When I got done speaking and answering questions in Boston last week and started autographing books one man walked up to me. He immediately said I was a false prophet and that I was going to go straight to hell. The reason he gave was that I taught that we are saved by God's grace through faith in Jesus Christ alone. He said that prior to the Reformation no one ever taught such a thing. Not only that, but he said you're saved through the Roman Catholic Church and through the Roman Catholic Church alone. If you are not part of the Roman Catholic Church you are a false prophet and you're going to go to hell. That was my first encounter.

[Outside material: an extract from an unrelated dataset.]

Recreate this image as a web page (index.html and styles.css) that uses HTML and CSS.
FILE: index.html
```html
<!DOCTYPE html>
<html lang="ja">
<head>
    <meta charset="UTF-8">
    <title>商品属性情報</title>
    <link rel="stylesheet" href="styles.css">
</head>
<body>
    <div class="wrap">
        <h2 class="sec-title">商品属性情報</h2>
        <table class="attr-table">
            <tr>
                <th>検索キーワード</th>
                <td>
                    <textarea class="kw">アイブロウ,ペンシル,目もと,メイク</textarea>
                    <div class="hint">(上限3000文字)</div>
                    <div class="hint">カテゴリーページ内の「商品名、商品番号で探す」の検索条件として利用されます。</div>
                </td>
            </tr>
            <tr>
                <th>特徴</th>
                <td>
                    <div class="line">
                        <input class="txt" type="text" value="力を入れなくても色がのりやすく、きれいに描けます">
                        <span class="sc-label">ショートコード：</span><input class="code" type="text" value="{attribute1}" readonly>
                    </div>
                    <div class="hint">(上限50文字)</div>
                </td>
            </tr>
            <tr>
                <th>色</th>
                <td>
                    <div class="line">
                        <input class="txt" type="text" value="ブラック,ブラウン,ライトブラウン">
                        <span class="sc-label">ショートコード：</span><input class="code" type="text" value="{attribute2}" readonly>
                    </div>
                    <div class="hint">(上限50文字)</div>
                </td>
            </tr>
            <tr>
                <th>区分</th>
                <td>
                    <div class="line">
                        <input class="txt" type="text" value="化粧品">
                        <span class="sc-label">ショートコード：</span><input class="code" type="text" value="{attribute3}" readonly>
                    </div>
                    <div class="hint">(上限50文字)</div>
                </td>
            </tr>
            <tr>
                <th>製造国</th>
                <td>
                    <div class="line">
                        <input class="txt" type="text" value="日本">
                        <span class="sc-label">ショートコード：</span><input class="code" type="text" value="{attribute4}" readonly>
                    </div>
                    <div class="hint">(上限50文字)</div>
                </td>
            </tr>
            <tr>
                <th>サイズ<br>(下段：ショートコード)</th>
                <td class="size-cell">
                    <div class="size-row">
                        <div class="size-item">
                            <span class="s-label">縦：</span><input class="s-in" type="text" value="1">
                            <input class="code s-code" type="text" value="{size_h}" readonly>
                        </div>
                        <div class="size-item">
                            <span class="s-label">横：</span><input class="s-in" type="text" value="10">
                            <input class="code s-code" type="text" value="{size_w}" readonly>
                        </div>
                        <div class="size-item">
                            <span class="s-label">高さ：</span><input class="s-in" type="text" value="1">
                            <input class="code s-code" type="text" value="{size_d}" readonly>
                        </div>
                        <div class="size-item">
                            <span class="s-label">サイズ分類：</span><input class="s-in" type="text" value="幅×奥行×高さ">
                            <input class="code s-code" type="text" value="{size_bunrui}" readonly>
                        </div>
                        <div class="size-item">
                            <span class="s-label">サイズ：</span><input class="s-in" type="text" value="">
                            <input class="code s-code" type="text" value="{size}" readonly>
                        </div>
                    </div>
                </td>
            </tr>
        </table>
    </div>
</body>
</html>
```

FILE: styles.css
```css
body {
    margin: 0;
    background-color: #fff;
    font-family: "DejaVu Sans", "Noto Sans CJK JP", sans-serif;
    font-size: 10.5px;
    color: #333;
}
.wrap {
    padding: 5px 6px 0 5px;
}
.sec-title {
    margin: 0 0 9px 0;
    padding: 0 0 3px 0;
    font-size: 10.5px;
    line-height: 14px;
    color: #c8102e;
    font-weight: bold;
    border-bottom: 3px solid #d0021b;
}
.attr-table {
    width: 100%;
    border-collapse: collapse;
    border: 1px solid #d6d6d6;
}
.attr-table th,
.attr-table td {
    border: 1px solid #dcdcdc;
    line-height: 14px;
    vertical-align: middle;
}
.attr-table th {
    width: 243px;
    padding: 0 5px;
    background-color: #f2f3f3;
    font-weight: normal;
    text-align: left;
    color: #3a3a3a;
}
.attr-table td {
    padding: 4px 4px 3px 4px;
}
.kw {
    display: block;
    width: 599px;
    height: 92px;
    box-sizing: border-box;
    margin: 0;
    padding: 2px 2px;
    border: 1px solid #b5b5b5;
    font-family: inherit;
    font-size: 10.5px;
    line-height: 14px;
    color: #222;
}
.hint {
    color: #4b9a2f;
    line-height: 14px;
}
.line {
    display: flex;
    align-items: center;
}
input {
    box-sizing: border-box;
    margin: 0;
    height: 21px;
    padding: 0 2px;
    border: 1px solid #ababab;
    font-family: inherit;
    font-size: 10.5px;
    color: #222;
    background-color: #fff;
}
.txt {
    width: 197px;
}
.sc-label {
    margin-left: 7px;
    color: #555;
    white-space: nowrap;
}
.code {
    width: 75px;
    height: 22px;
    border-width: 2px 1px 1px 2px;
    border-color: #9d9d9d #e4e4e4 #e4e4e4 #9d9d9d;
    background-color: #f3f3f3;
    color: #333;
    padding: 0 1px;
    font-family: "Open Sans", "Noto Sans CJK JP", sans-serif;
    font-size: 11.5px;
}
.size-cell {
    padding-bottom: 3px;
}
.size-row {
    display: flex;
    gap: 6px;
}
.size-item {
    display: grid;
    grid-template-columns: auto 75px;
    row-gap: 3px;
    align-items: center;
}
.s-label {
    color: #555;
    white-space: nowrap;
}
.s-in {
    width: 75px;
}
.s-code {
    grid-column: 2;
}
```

I also encountered a man who was very sincere, an unbeliever, who is a man who believes that there are many reasons why he cannot accept the historic Christian faith but is open to reason. That's what we're looking for; people who are sincerely open to reason. This gentleman has a number of questions that I'm going to be addressing with him personally, but I thought it would be instructive to take some of those questions and deal with them in the next several blog entries. These are issues that separate people from the historic Christian faith or Christian worldview. They say it's simply irrational. "There are these unanswered questions, they nag at me, they bother me and I can't become a Christian until they're resolved." That's a problem for him and I imagine it's a problem for many other people as well.
For example, he says that the Bible teaches hell and he thinks that's a horrendously primitive and cruel concept. Or, the Bible supports slavery, or the Bible is full of contradictions, or Jesus is not qualified to be God's representative because He was mistaken about the end times - a question I've got many, many different times as I've talked to skeptics throughout the years. "I find the Bible discriminates against Gay people." Another objection, "The Bible contradicts science." Yet another, "The Bible's prophecies are unimpressive" or "I find the Bible's answer to the problem of evil unsatisfying." So we have the top ten objections here, and again, let's deal with some of them.
The first of these objections is the objection which is often raised with respect to eternal, conscious torment in hell. Why do we, as Christians, believe in hell? I've outlined this in various places, including my book Resurrection and The Bible Answer Book, Volume 1.
The first reason I believe in hell's irrevocable reality is that Christ communicated that hell was real. In fact, in the Sermon on the Mount alone He explicitly warned His followers about the dangers of hell a half a dozen or more times.
Secondly, I believe that the concept of choice demands that we believe in hell. Without hell there's no choice, and without choice heaven would not be heaven, heaven would be hell. The righteous would inherit a counterfeit heaven and the unrighteous would be incarcerated in heaven against their wills, which would be a torture worse than hell. Imagine spending a lifetime voluntarily distancing yourself from God only in the end to find yourself involuntarily dragged into His loving presence for all eternity! The alternative to hell is worse than hell itself in that it is taking humans who are made in the image of God and stripping them of freedom and forcing them to worship God against their wills.
So the first reason I believe in hell is Christ taught there was a hell and you can demonstrate that Jesus Christ is the one who spoke and the universe leapt into existence. The second reason I believe in hell is choice demands that there be a hell. Without hell there's no choice.
There's one other reason I should cite, and that is common sense dictates that there must be a hell. Without hell the wrongs of Hitler's holocaust are never going to be righted. Justice would be impugned if, after slaughtering 6 million Jews, Hitler would merely die in the comforting arms of his mistress with no eternal consequences. The ancients knew better than to think such a thing. David knew that for a time it might seem as though the wicked prosper in spite of their deeds but in the end justice would be served.
Common sense also dictates that without a hell there's no need for a Savior. Little needs to be said about the absurdity of suggesting that the Creator would suffer more than the cumulative sufferings of all of mankind if there's no hell to save us from. Without hell there's no need for salvation. Without salvation there's no need for a sacrifice, and without a sacrifice there's no need for a Savior.
As much as we might want to think that all will be saved, I think that common sense precludes the possibility. So I believe in hell first and foremost because Christ taught there was a hell. Secondly, because choice demands there be a hell. Thirdly, because common sense dictates there is a hell. I've outlined in a couple of different places: The Bible Answer Book, Volume 1 and Resurrection. We also did a feature article in the Christian Research Journal on hell.